Berlusconi tiene un profundo entendimiento del valor del poder político. Cuando decidió, contra el consejo de sus asesores más cercanos, entrar a la política en 1993, se empezaron a apilar casos criminales en su contra. Su imperio estaba dramáticamente en deuda y enfrentaba la amenaza de la bancarrota. Apenas dos meses después de decirles a los televidentes de sus tres canales televisivos, en un discurso largo y cuasipresidencial, de su plan de scendere in campo, de descender al campo de la política, era primer ministro.
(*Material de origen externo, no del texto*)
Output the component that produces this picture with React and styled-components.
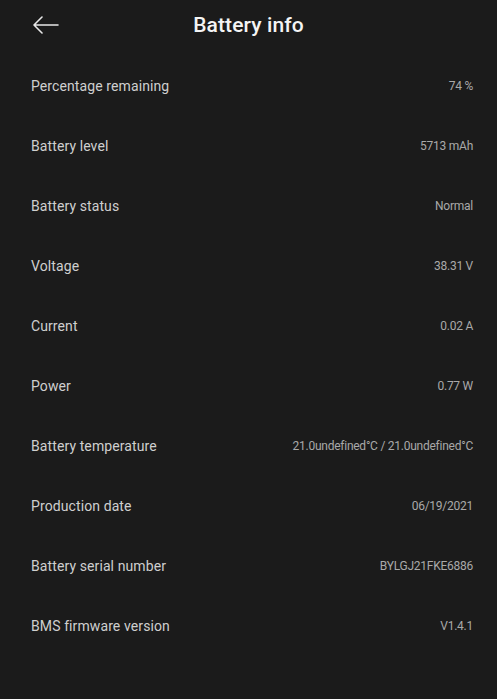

Repentinamente, toda la maquinaria –política, judicial y económica– que había amenazado con destruirlo estaba en sus manos.
Sólo siete meses después, su coalición colapsó luego de que un aliado clave se rebelara contra su estilo autocrático. En los seis años siguientes de gobierno de centroizquierda, Berlusconi podría haber enfrentado el desmantelamiento de su imperio y la desgracia ante los tribunales. Por suerte para él, sus adversarios de izquierda creyeron arrogantemente que estaba acabado. Entonces, en cambio, lo trataron como un compañero y aprobaron una ley que tenía el efecto de prolongar los juicios –dándole una mejor chance de anular los casos en su contra por el estatuto de limitaciones (y muchos de ellos lo fueron)–. Teniendo lo que ellos consideraban como “cosas más importantes que hacer”, el centroizquierda no se molestó en promulgar una ley para impedir que un magnate monopólico de los medios regresara al poder. Así fue como, con su imperio intacto, Berlusconi volvió arrasando al poder en las elecciones de 2001, al lograr su coalición de centroderecha una mayoría abrumadora.
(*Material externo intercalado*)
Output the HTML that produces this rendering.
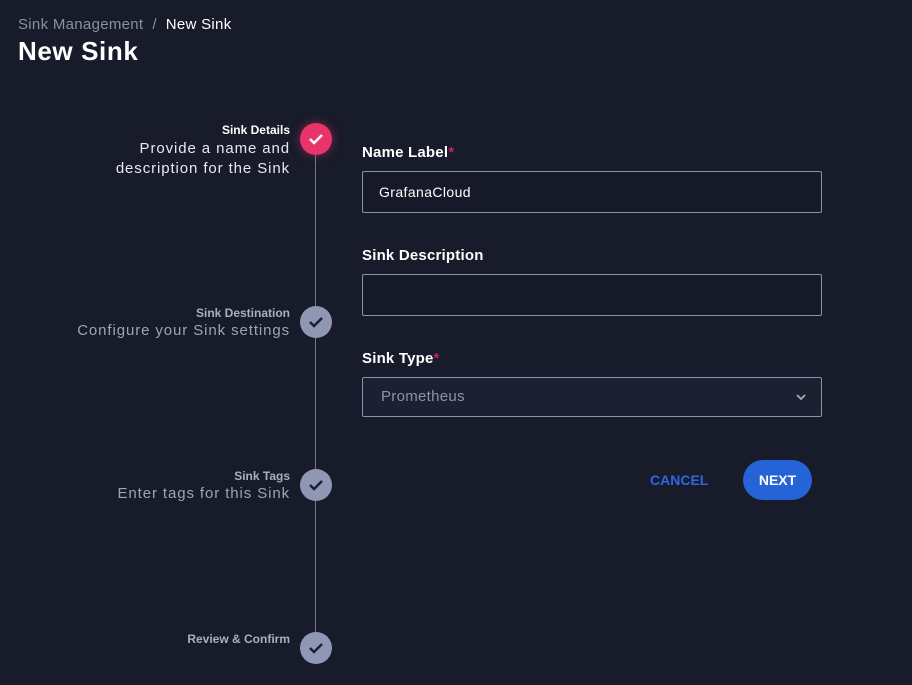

Massimo D’Alema, el ex primer ministro culpado de no tomar acciones para atar de pies y manos a Berlusconi en los ’90, ha jurado no cometer el mismo error la próxima vez. Presidente de los Demócratas de Izquierda, el mayor partido de oposición, D’Alema ha prometido que, si es elegido, el centroizquierda bajo Romano Prodi aprobará una ley que requiera al primer ministro poner sus intereses comerciales en una administración independiente, como se hace en Estados Unidos. “No queremos venganza –dijo– y no queremos destruir nada, menos aún (la compañía de TV de Berlusconi), Mediaset... Pero (el monopolio de Berlusconi) es una anomalía democrática que uno no puede encontrar en ningún otro país del mundo.” Aunque no está en su plataforma electoral, el centroizquierda también está determinada a abolir la última reforma legal de Berlusconi, que reduce a la mitad el tiempo permitido a los casos de criminales de “cuello blanco” a negociar en los tres niveles del sistema legal antes de que sus casos sean anulados por el estatuto de limitaciones. Si un gobierno de centroizquierda se mantiene suficientemente unido para aprobar estas medidas, Berlusconi perderá toda opinión en el contenido de los canales de televisión de Mediaset y sus diarios.
No sólo eso: los dos casos ante las cortes, en los que Berlusconi está acusado de corrupción y otros delitos, podría ser llevado hasta la máxima corte de apelación. Y entonces el hombre que hoy es todavía el primer ministro de Italia, junto con sus asociados cercanos Marcello dell’Utri (sentenciado a nueve años de prisión por delitos mafiosos, en apelación), y Cesare Previti (cinco años por corrupción, en apelación), podría terminar realmente entre rejas.